Oliver Tolmein über den Ausgang des aktuellen NPD-Verbotsverfahrens
Das Bundesverfassungsgericht (BVG) hat keine Zweifel: Die NPD will die freiheitlich-demokratische Grundordnung beseitigen und einen am ethnischen Prinzip der Volksgemeinschaft ausgerichteten autoritären Nationalstaat durchsetzen. Zudem ist sie antisemitisch und insgesamt mit dem Nationalsozialismus wesensverwandt. Das aber finden die Karlsruher Richter nicht weiter beunruhigend. Sie stellen fest: »Es fehlt an konkreten Anhaltspunkten von Gewicht, die es zumindest möglich erscheinen lassen, dass dieses Handeln zum Erfolg führt.«
Das ist rechtlich bemerkenswert, denn Art. 21 Abs. 2 des Grundgesetzes, die rechtliche Grundlage für ein Parteiverbot, regelt nicht, dass nur (potentiell) erfolgreiche verfassungsfeindliche Partei verboten werden können. Verlangt wird dort, dass die Partei »darauf ausgeht«, die FDGO zu beseitigen. Selbst die einschränkende verfassungsrechtliche Kommentierung verlangt hier allenfalls eine »qualifizierte Vorbereitungshandlung einer versuchten Verfassungsstörung«, nicht auch noch deren Erfolg.

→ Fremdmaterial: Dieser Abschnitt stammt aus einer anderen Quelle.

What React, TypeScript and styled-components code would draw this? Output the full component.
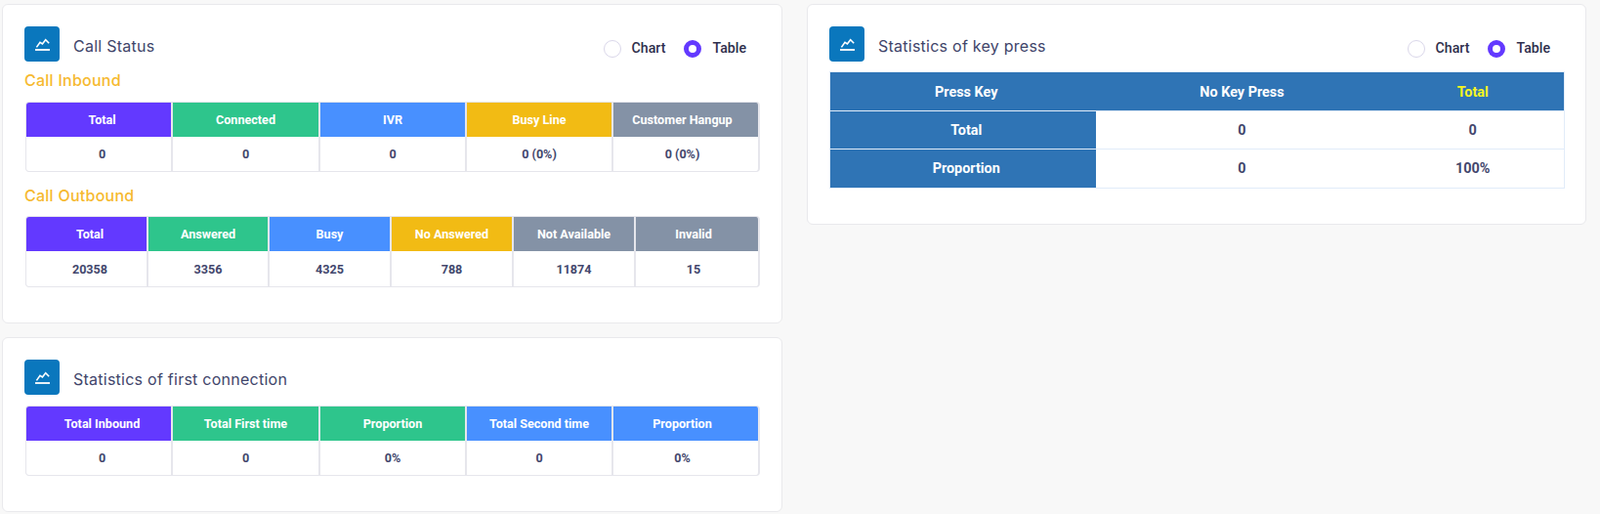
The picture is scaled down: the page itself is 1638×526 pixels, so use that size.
import { FC } from 'react';
import styled, { createGlobalStyle } from 'styled-components';

const GlobalStyle = createGlobalStyle`
  * {
    box-sizing: border-box;
  }
  body {
    margin: 0;
    background: #f8f8f8;
    font-family: Roboto, "Liberation Sans", sans-serif;
  }
`;

type Column = {
  label: string;
  value: string;
  color: string;
};

const PURPLE = '#6339ff';
const GREEN = '#2ec58c';
const BLUE = '#4890ff';
const YELLOW = '#f2bb14';
const GRAY = '#8492a6';

const inbound: Column[] = [
  { label: 'Total', value: '0', color: PURPLE },
  { label: 'Connected', value: '0', color: GREEN },
  { label: 'IVR', value: '0', color: BLUE },
  { label: 'Busy Line', value: '0 (0%)', color: YELLOW },
  { label: 'Customer Hangup', value: '0 (0%)', color: GRAY },
];

const outbound: Column[] = [
  { label: 'Total', value: '20358', color: PURPLE },
  { label: 'Answered', value: '3356', color: GREEN },
  { label: 'Busy', value: '4325', color: BLUE },
  { label: 'No Answered', value: '788', color: YELLOW },
  { label: 'Not Available', value: '11874', color: GRAY },
  { label: 'Invalid', value: '15', color: GRAY },
];

const firstConnection: Column[] = [
  { label: 'Total Inbound', value: '0', color: PURPLE },
  { label: 'Total First time', value: '0', color: GREEN },
  { label: 'Proportion', value: '0%', color: GREEN },
  { label: 'Total Second time', value: '0', color: BLUE },
  { label: 'Proportion', value: '0%', color: BLUE },
];

const ChartIcon: FC = () => (
  <svg width="36" height="36" viewBox="0 0 36 36" fill="none" stroke="#fff">
    <path d="M11 24H26" strokeWidth="1.8" />
    <path d="M12.4 21.4L16 16.4L18.4 18L21.7 13.8L25.2 17.2" strokeWidth="1.6" />
  </svg>
);

const ViewSwitch: FC = () => (
  <SSwitch>
    <SRadio />
    <SRadioLabel>Chart</SRadioLabel>
    <SRadio $checked />
    <SRadioLabel>Table</SRadioLabel>
  </SSwitch>
);

const CardHeader: FC<{ title: string; withSwitch?: boolean }> = ({ title, withSwitch = false }) => (
  <SHeader>
    <SIconBox>
      <ChartIcon />
    </SIconBox>
    <STitle>{title}</STitle>
    {withSwitch && <ViewSwitch />}
  </SHeader>
);

type StatGridProps = {
  columns: Column[];
  template?: string;
  rows?: string;
};

const StatGrid: FC<StatGridProps> = ({
  columns,
  template = '148px 149px 148px 148px 1fr',
  rows = '35px 35px',
}) => {
  const last = columns.length - 1;
  return (
    <SGrid $template={template} $rows={rows}>
      {columns.map((col, i) => (
        <SHeadCell key={`h${i}`} $color={col.color} $first={i === 0} $last={i === last}>
          {col.label}
        </SHeadCell>
      ))}
      {columns.map((col, i) => (
        <SValueCell key={`v${i}`} $first={i === 0} $last={i === last}>
          {col.value}
        </SValueCell>
      ))}
    </SGrid>
  );
};

const App: FC = () => (
  <>
    <GlobalStyle />
    <SPage>
      <SColumn>
        <SCard>
          <CardHeader title="Call Status" withSwitch />
          <SSection>Call Inbound</SSection>
          <StatGrid columns={inbound} />
          <SSection $spaced>Call Outbound</SSection>
          <StatGrid columns={outbound} template="123px 122px 123px 123px 123px 1fr" rows="35px 36px" />
        </SCard>
        <SCard>
          <CardHeader title="Statistics of first connection" />
          <SGap />
          <StatGrid columns={firstConnection} />
        </SCard>
      </SColumn>
      <SColumn>
        <SCard>
          <CardHeader title="Statistics of key press" withSwitch />
          <SKeyTable>
            <colgroup>
              <col width="272" />
              <col width="300" />
              <col />
            </colgroup>
            <thead>
              <tr>
                <SKeyHead $first>Press Key</SKeyHead>
                <SKeyHead>No Key Press</SKeyHead>
                <SKeyHead $accent $last>
                  Total
                </SKeyHead>
              </tr>
            </thead>
            <tbody>
              <tr>
                <SKeyHead $first>Total</SKeyHead>
                <SKeyCell>0</SKeyCell>
                <SKeyCell $last>0</SKeyCell>
              </tr>
              <tr>
                <SKeyHead $first>Proportion</SKeyHead>
                <SKeyCell>0</SKeyCell>
                <SKeyCell $last>100%</SKeyCell>
              </tr>
            </tbody>
          </SKeyTable>
        </SCard>
      </SColumn>
    </SPage>
  </>
);

export default App;

const SPage = styled.div`
  display: grid;
  grid-template-columns: 799px 798px;
  column-gap: 25px;
  align-items: start;
  padding: 4px 0 0 2px;
`;

const SColumn = styled.div`
  display: flex;
  flex-direction: column;
  gap: 14px;
`;

const SCard = styled.div`
  background: #fff;
  border: 1px solid #e9e9ec;
  border-radius: 6px;
  padding: 22px 22px 36px;
`;

const SHeader = styled.div`
  display: flex;
  align-items: flex-start;
  height: 36px;
`;

const SIconBox = styled.div`
  width: 36px;
  height: 36px;
  border-radius: 4px;
  background: #0a77bd;
  flex-shrink: 0;
`;

const STitle = styled.h2`
  margin: 8px 0 0 14px;
  font-family: Inter, "Noto Sans", sans-serif;
  font-size: 16px;
  line-height: 24px;
  font-weight: 400;
  letter-spacing: 0.25px;
  color: #41456a;
`;

const SSwitch = styled.div`
  display: flex;
  align-items: center;
  margin: 14px 14px 0 auto;
`;

const SRadio = styled.span<{ $checked?: boolean }>`
  width: 18px;
  height: 18px;
  border-radius: 50%;
  background: #fff;
  border: ${(p) => (p.$checked ? `5px solid ${PURPLE}` : '1px solid #dad7ea')};
`;

const SRadioLabel = styled.span`
  margin: 0 19px 2px 11px;
  font-size: 14.2px;
  line-height: 16px;
  font-weight: 500;
  color: #2f2f4d;

  &:last-child {
    margin-right: 0;
  }
`;

const SSection = styled.h3<{ $spaced?: boolean }>`
  margin: ${(p) => (p.$spaced ? '12px 0 9px' : '7px 0 10px')};
  font-family: Inter, "Noto Sans", sans-serif;
  font-size: 16px;
  line-height: 24px;
  font-weight: 500;
  letter-spacing: 0.25px;
  color: #f6b92f;
`;

const SGap = styled.div`
  height: 11px;
`;

const SGrid = styled.div<{ $template: string; $rows: string }>`
  display: grid;
  grid-template-columns: ${(p) => p.$template};
  grid-template-rows: ${(p) => p.$rows};
  column-gap: 2px;
  margin-left: 1px;
  background: #e6e6ec;
  border: 1px solid #e6e6ec;
  border-right-width: 2px;
  border-radius: 4px;
  overflow: hidden;
`;

const SHeadCell = styled.div<{ $color: string; $first: boolean; $last: boolean }>`
  display: flex;
  align-items: center;
  justify-content: center;
  padding: 0 ${(p) => (p.$last ? '7px' : '0')} 0 ${(p) => (p.$first ? '7px' : '0')};
  background: ${(p) => p.$color};
  color: #fff;
  font-size: 12.6px;
  font-weight: 700;
`;

const SValueCell = styled.div<{ $first: boolean; $last: boolean }>`
  display: flex;
  align-items: center;
  justify-content: center;
  padding: 0 ${(p) => (p.$last ? '7px' : '0')} 0 ${(p) => (p.$first ? '7px' : '0')};
  background: #fff;
  color: #43476d;
  font-size: 12.6px;
  font-weight: 700;
`;

const SKeyTable = styled.table`
  width: 753px;
  margin: 10px 0 0 0;
  border-collapse: collapse;
  table-layout: fixed;
  border: 1px solid #e1ecf9;
`;

const SKeyHead = styled.th<{ $accent?: boolean; $first?: boolean; $last?: boolean }>`
  height: 39.7px;
  padding: 0 ${(p) => (p.$last ? '7px' : '0')} 0 ${(p) => (p.$first ? '7px' : '0')};
  background: #2f74b5;
  color: ${(p) => (p.$accent ? '#f5f51e' : '#fff')};
  border-bottom: 1px solid #e1ecf9;
  font-size: 14.4px;
  font-weight: 700;
  text-align: center;

  thead & {
    padding-top: 2px;
  }
`;

const SKeyCell = styled.td<{ $last?: boolean }>`
  height: 39.7px;
  padding: 0 ${(p) => (p.$last ? '7px' : '0')} 0 0;
  background: #fff;
  color: #43476d;
  border-bottom: 1px solid #e1ecf9;
  font-size: 14.4px;
  font-weight: 700;
  text-align: center;
`;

Auch konservativere Kommentierungen fordern zwar ein »objektives Element der Intensität der Zielverfolgung«: »Ein Tätigwerden, etwa gar die Erfüllung entsprechender Straftatbestände (z.B. § 81 StGB) oder gar ein Erfolg ist nicht erforderlich.« Dem BVG hat es im KPD-Verbotsverfahren 1956 genügt, dass zur verfassungsfeindlichen Zielsetzung »eine aktiv kämpferische, aggressive Haltung gegenüber der bestehenden Ordnung (hinzukommt)«.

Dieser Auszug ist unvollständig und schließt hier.